O artigo científico “consumer research insights on brands and branding: a JCR curation”, publicado no “ Journal of Consumer Research” em 2020, da autoria de Kevin Lane Keller, sintetiza uma investigação atual sobre as marcas em torno de cinco tópicos. Quatro envolvendo o consumidor, a razão de ser da marca, e um sobre a gestão da própria marca.

Introdução

O autor é um reconhecido académico da área do marketing. É professor na Tuck School of Business em Dartmouth College. É autor e coautor de vários livros e tem desenvolvido a sua pesquisa académica em torno da marca, da sua estratégia, medição, construção e gestão de valor, além de outros temas de marketing. Tem publicado diversos artigos científicos acerca deste tópico. O artigo  “consumer research insights on brands and branding: a JCR curation”, relacionando a importância do marketing com uma perspetiva de marketing mix, foca-se na relevância da marca para os consumidores, na forma como se relacionam com a mesma, e como respondem à mesma em diversos contextos, quais os seus efeitos sobre os produtos ou indústrias, personalidades ou imagem, país de origem entre outros. Os objetivos do artigo analisado, centrando-se na investigação da marca são os seguintes:

“The pleasure and/or pain of brands
Brand attachment and loyalty
Consumer relevance and distinctiveness in branding
Consumer communications about brands
Managerial branding considerations”

O texto desenvolve o estado da arte sobre o tema, à data da publicação do artigo, evidenciando o contributo de dois autores de referência para cada um dos subtópicos indicados, bem como a visão própria de Keller. Este artigo interage com a visão, da própria história da pesquisa sobre a marca, num outro artigo publicado no mesmo ano, produzido por Oh, et al. (2020) que inclui Keller e ainda, a continuidade de desenvolvimento do tema pelo autor, Keller (2021) no artigo, designado de “ The future of brands and branding: an essay on multiplicity, heterogeneity, and integration” com o foco na abordagem da temática nas organizações não lucrativas, cujo perfil de consumidor difere do consumidor empresarial.

Síntese

O artigo ao focar a sua abordagem em torno dos cinco tópicos mencionados, traz à colação uma diversidade de assuntos que caracterizam a pesquisa sobre as marcas.
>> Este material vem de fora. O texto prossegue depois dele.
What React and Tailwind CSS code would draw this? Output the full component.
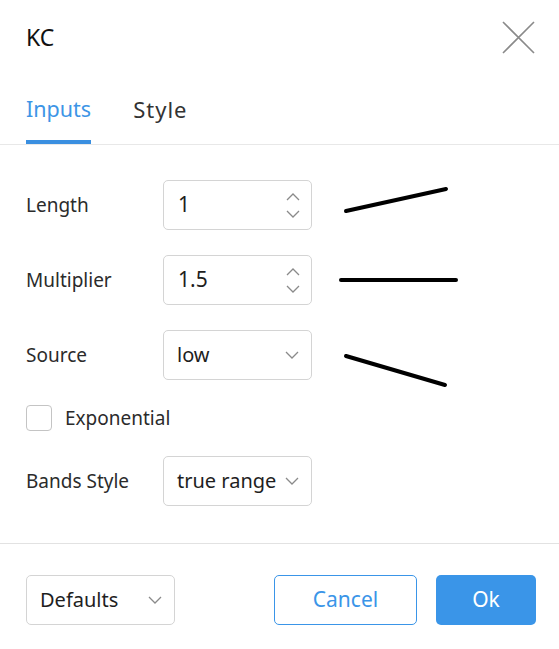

– O tópico “the pleasure and/or pain of brands” começando por assumir o papel diferente que a marca tem para os consumidores, acaba por reconhecer o contributo positivo (plesasure) e negativo (pain) da mesma. Citando Reimann, Nunez e Castano (2017) evidencia-se a conexão entre o sofrimento físico e marca, que podem exigir apoio psicológico dada a relação existente com os consumidores. Quando uma marca-ídolo se desmorona, parte dos consumidores sofrem com ela. Isso evidencia- se, por exemplo quando uma seguradora é absorvida por outra, como ocorreu quando a marca Império foi integrada na Fidelidade, e a ligação rede distribuição- clientes era tão forte, que tiveram dificuldade em assumir pertencerem à nova marca. O mesmo se passou com a decisão de gestão de manutenção da marca Tranquilidade aquando da aquisição desta pelo Grupo Generali.A partir do estudo citado de Brick et al. (2018) onde se reconhece que “as marcas estão embebidas na vida dos consumidores e fazem parte da sua identidade”, passa para a conclusão de que “a mesma marca pode extrair decididamente diferentes respostas a partir de diferentes pessoas”, pelo que o “downside” de uma marca deve ser tratado com cuidado pelos marketers.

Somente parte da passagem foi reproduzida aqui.